You can visit Curiosity Inc’s website here – they have links to their YouTube channel and other social media.
Interesting! I love these first few days of a new year because I clean, and sort things to go to charity. This year it seems even more important to me as being one of the few things in my own control, so much of everyone’s life is being controlled by outside things at the moment. I also have a thorough clean of my finances/business of life, deciding what I will or won’t buy, whether I’ll switch insurance or change supplier etc. By mid-January my mind feels more organised – sad to report I still don’t know where everything is!
Those socks are lovely by the way and go with the cushion so well, will you be matching your clothes to where you are in the flat this year?
What I really need are socks with a chameleon circuit which change to suit the decor each time I change location. In fact, self-cleaning plus chameleon circuit would mean I never need to change my socks at all. One pair until they wear out and I knit a new pair. Why does technology always lag behind ideas?
I LOVE Curiosity Inc! I got hooked when they bought and renovated the potter’s home. I was hooked. So, do you typically coordinate your socks with your pillows? Or your pillows with your socks? 🙂
I’m thinking of going back to watch the potter’s home. The whole pillow (cushion)/sock thing is entirely coincidental, but I shall be keeping it in mind as I knit future pairs.
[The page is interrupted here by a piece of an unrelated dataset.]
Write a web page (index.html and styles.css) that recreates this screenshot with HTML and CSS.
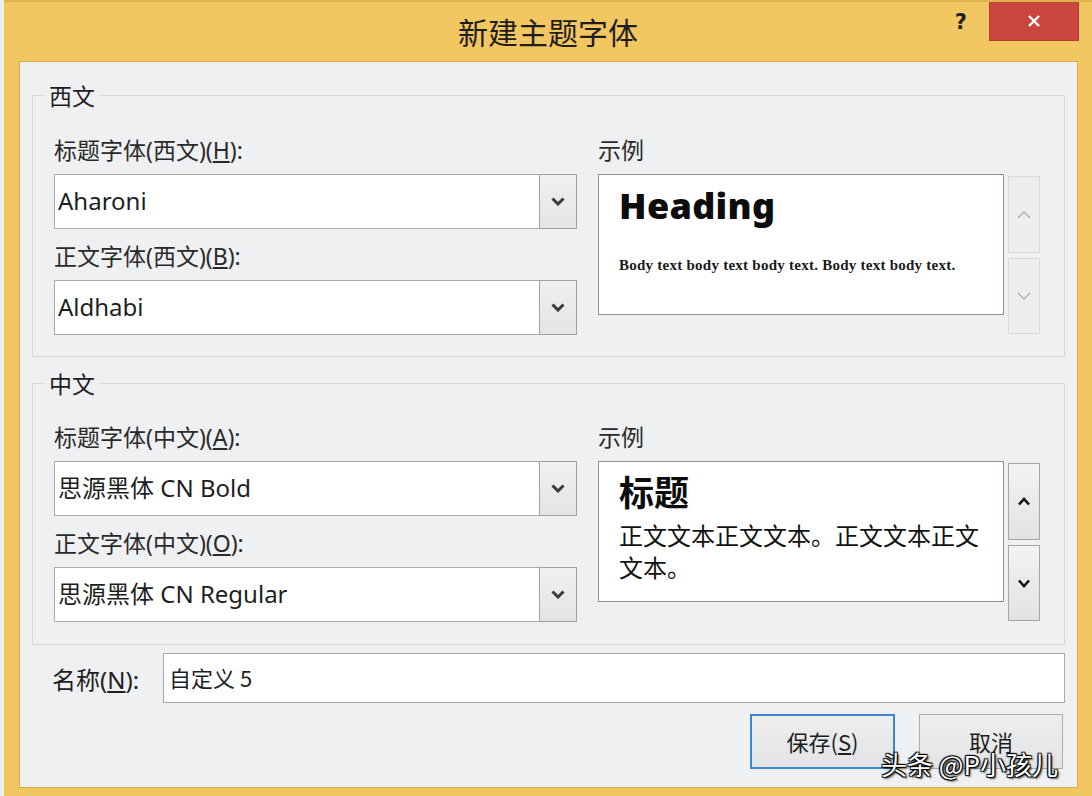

I will definitely have to find a yarn that pulls in the colours of the needlepoint cushion so I can do a photo shoot of finished socks with that.
Now that is something I want to see! I bet you can find one, too. Those colors would make beautiful socks.
“In action” shots are the best!
My posed shots were simply awful! I have been practising inactivity all my life and I do feel that I’m getting quite good at it now.
I am a quilter and I feel the same way about material as you feel about yarn. I just don’t want so much in my house that it becomes overwhelming. I like to buy one thing as inspiration and find stuff to go with it. Often must buy backings as they are big but for the most part I try hard to use what I have. Going to take a class in rug hooking (which is strangely what I searched for when I found your blog!) and perhaps use up some bits and pieces there as well. Nice socks and nice order to your mind!
Hi, thank you so much for commenting. I’m glad you enjoyed my post about the Six Socks. Way back when I was very much younger I did do a rug hooking project. I can’t remember ever using the rug, though. It must have been when I was in my late teens and I remember later on I spent a week with a friend whilst my daughter was about nine months old and she was awaiting the birth of her first daughter and she had a rug project on the go.